= SET TASK =
Return all lines that include the string "screenshot".
○ ○ ○
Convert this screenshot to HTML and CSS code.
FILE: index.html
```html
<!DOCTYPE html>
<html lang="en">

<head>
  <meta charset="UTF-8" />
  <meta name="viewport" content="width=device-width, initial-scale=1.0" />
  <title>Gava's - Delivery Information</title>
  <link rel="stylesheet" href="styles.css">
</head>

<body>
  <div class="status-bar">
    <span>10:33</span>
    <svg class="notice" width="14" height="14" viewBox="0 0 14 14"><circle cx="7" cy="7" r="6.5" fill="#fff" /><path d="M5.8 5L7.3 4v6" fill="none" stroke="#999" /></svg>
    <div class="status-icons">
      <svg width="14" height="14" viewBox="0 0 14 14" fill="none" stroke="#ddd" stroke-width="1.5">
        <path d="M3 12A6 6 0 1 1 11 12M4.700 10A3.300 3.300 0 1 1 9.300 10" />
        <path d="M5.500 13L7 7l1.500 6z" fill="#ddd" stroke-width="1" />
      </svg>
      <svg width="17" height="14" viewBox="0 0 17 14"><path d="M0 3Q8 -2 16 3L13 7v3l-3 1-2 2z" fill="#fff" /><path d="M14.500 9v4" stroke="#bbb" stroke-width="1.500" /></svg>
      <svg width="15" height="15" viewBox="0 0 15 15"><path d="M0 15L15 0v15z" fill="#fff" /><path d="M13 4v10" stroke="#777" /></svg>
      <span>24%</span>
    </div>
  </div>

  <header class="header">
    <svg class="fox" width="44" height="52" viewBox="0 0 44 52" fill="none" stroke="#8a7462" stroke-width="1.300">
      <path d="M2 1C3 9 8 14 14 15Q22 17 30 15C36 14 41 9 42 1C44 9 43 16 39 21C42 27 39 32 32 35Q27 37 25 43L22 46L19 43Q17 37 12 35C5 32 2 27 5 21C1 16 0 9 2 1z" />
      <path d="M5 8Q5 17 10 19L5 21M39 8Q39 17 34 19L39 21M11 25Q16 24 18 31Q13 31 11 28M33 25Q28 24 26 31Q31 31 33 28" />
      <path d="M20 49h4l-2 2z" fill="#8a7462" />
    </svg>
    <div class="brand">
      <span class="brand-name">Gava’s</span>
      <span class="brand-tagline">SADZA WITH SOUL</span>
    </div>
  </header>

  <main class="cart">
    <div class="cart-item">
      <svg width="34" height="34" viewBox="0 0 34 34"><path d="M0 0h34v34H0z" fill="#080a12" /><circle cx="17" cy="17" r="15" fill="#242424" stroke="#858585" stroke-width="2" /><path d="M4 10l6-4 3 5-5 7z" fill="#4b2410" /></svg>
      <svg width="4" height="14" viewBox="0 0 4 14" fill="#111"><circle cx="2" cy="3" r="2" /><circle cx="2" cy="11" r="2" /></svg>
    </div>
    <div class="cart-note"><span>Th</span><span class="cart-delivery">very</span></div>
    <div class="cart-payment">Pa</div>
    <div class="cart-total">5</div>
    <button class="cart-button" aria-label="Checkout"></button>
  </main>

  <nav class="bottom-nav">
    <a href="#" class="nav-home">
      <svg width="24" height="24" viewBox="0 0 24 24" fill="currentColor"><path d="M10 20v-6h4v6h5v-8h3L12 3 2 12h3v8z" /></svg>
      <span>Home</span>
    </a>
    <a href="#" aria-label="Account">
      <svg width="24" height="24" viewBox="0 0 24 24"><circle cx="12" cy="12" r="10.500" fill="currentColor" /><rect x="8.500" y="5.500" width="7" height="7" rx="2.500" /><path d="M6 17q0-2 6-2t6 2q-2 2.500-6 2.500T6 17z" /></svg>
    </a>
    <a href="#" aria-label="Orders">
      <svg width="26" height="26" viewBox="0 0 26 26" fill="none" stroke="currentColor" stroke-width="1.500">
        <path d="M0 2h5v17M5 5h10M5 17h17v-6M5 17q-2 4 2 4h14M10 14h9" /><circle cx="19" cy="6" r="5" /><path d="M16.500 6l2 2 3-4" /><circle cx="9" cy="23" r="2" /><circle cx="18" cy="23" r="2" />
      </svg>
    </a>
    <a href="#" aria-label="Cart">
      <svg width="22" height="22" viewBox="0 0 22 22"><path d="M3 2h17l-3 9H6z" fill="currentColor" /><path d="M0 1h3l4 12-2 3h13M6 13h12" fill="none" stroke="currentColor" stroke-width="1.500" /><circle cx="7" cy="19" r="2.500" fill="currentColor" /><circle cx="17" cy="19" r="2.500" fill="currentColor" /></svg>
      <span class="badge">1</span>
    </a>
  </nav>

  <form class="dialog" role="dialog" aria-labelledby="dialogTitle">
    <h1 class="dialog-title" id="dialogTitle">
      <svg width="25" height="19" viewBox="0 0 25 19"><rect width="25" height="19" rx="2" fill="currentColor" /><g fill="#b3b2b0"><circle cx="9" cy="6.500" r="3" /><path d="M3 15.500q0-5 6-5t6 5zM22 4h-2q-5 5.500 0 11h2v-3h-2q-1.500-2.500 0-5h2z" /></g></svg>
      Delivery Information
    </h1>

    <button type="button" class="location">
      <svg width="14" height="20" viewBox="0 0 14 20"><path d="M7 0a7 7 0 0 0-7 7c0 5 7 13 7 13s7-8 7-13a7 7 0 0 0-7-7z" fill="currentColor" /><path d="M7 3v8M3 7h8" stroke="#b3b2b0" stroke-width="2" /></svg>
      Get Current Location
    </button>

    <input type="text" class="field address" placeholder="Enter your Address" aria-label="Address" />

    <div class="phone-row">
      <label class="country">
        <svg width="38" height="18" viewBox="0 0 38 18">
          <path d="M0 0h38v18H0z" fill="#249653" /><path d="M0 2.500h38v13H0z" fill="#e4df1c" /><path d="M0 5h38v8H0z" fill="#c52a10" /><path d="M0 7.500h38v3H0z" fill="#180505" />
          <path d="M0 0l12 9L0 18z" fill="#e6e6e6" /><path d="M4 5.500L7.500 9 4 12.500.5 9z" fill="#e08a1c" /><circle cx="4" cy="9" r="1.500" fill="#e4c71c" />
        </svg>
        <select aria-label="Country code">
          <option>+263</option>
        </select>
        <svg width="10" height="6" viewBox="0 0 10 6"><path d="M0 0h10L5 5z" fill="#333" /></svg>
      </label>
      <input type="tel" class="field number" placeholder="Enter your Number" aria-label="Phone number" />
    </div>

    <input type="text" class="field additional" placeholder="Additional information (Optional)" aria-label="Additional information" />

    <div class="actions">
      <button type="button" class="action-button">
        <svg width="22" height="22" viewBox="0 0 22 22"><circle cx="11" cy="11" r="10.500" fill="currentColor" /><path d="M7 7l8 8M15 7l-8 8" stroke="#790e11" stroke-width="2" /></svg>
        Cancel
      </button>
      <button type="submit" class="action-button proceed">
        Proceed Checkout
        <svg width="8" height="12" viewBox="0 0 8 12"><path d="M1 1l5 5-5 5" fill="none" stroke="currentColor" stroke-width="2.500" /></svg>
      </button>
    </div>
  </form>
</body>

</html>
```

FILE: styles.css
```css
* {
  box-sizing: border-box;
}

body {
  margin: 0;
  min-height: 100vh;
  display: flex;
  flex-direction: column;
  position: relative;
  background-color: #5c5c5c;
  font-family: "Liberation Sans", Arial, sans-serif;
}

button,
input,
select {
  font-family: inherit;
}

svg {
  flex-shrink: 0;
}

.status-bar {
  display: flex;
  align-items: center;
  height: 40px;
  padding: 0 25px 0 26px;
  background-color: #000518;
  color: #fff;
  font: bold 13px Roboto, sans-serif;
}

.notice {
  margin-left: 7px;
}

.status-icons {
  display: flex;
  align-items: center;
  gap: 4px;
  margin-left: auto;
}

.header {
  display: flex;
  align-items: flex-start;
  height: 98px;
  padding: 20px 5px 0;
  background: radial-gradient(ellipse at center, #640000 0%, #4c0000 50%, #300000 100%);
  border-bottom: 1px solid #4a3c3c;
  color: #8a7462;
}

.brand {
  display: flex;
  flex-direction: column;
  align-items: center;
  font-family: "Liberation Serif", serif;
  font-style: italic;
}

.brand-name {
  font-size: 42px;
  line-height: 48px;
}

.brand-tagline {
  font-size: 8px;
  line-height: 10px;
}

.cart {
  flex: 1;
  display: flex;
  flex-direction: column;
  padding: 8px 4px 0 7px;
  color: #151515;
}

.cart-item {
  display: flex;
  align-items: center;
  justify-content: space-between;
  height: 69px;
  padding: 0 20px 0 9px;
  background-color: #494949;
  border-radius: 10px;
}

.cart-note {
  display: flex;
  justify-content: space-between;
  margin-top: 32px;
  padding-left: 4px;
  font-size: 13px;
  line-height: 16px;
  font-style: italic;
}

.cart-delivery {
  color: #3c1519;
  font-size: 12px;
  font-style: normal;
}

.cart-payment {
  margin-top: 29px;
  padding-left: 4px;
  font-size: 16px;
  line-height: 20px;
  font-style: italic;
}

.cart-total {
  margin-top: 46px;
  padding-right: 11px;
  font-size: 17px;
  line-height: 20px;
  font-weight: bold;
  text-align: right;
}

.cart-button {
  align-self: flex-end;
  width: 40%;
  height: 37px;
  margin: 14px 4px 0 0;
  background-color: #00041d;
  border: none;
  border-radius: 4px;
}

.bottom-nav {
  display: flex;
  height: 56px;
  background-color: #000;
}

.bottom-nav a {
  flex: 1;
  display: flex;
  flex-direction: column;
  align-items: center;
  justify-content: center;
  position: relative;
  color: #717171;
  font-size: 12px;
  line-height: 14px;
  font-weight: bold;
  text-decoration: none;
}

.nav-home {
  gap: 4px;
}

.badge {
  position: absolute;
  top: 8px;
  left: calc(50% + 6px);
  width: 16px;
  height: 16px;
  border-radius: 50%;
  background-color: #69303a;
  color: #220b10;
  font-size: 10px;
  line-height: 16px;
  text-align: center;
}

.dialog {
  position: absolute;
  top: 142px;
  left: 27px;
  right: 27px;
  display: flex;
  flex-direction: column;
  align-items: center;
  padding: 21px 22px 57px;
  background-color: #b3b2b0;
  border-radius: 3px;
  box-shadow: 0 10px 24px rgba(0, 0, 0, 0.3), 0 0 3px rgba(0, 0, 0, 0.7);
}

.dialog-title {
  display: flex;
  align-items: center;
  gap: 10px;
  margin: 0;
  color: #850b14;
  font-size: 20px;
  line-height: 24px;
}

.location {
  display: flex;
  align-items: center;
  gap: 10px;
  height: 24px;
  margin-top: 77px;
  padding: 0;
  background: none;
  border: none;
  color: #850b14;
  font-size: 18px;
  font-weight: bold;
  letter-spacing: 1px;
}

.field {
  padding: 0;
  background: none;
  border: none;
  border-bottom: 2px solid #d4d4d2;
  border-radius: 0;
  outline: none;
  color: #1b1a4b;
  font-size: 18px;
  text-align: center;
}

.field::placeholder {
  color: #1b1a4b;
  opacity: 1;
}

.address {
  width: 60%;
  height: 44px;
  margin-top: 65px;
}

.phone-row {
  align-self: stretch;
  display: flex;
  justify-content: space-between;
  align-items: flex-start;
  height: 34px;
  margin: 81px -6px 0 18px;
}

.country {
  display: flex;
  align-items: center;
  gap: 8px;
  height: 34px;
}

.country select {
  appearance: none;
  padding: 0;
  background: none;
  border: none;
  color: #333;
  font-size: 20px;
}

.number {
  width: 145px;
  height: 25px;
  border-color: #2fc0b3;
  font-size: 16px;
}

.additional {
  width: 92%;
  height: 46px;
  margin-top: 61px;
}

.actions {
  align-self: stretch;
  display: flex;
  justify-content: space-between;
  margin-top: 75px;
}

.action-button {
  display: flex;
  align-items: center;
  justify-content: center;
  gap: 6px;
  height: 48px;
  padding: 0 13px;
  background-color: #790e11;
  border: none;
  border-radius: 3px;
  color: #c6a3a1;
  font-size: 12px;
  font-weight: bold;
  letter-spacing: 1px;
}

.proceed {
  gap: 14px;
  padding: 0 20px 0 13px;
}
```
○ ○ ○
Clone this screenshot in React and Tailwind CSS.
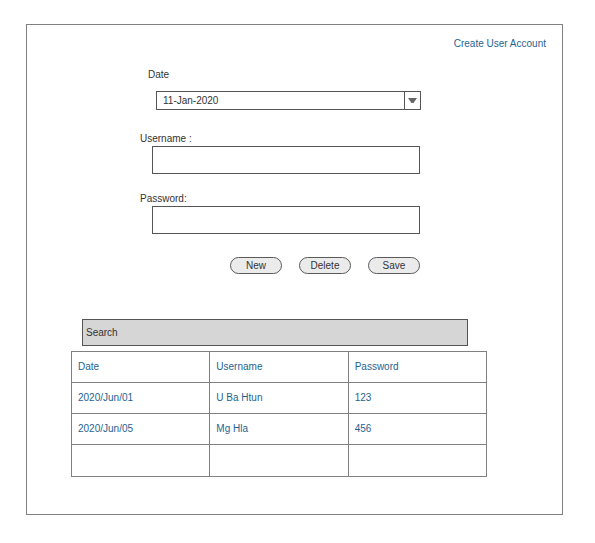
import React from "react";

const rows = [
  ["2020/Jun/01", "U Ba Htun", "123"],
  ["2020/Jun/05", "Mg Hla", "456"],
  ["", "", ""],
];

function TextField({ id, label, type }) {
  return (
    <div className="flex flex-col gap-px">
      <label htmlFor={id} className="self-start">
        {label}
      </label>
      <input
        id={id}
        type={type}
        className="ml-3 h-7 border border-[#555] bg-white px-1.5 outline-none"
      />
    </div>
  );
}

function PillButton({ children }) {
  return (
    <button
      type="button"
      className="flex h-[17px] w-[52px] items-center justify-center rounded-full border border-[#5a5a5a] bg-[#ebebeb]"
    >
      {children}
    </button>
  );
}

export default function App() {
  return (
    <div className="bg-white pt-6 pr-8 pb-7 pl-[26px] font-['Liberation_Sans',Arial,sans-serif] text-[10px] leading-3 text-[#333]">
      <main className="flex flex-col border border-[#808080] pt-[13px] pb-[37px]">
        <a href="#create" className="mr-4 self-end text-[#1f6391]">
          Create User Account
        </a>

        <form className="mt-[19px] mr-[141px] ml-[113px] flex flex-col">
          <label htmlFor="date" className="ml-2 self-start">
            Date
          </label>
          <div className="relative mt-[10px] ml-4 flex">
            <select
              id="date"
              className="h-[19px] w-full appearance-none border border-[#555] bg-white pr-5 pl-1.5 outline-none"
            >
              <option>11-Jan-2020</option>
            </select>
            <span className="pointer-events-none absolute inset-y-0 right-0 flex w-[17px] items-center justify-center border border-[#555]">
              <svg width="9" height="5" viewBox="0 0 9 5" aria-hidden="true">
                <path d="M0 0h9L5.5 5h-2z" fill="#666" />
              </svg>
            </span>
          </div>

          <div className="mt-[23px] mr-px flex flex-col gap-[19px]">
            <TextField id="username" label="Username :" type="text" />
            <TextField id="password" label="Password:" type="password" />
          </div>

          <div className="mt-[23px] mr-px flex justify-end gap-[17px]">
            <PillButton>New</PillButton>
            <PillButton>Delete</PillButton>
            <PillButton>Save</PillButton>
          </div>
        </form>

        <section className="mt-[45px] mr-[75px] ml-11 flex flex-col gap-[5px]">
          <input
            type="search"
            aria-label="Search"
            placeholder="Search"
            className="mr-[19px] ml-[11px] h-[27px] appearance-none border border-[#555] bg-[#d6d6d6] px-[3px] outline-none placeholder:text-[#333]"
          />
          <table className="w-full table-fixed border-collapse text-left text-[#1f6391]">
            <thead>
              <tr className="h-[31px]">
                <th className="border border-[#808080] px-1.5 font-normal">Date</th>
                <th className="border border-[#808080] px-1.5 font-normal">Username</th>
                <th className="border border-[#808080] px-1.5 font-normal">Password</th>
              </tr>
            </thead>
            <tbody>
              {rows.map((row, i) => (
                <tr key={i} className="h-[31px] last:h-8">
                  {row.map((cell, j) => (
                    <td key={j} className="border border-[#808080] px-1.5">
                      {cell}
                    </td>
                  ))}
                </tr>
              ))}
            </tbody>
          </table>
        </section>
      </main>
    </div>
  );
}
○ ○ ○
= EXPECTED ANSWER =
Convert this screenshot to HTML and CSS code.
Clone this screenshot in React and Tailwind CSS.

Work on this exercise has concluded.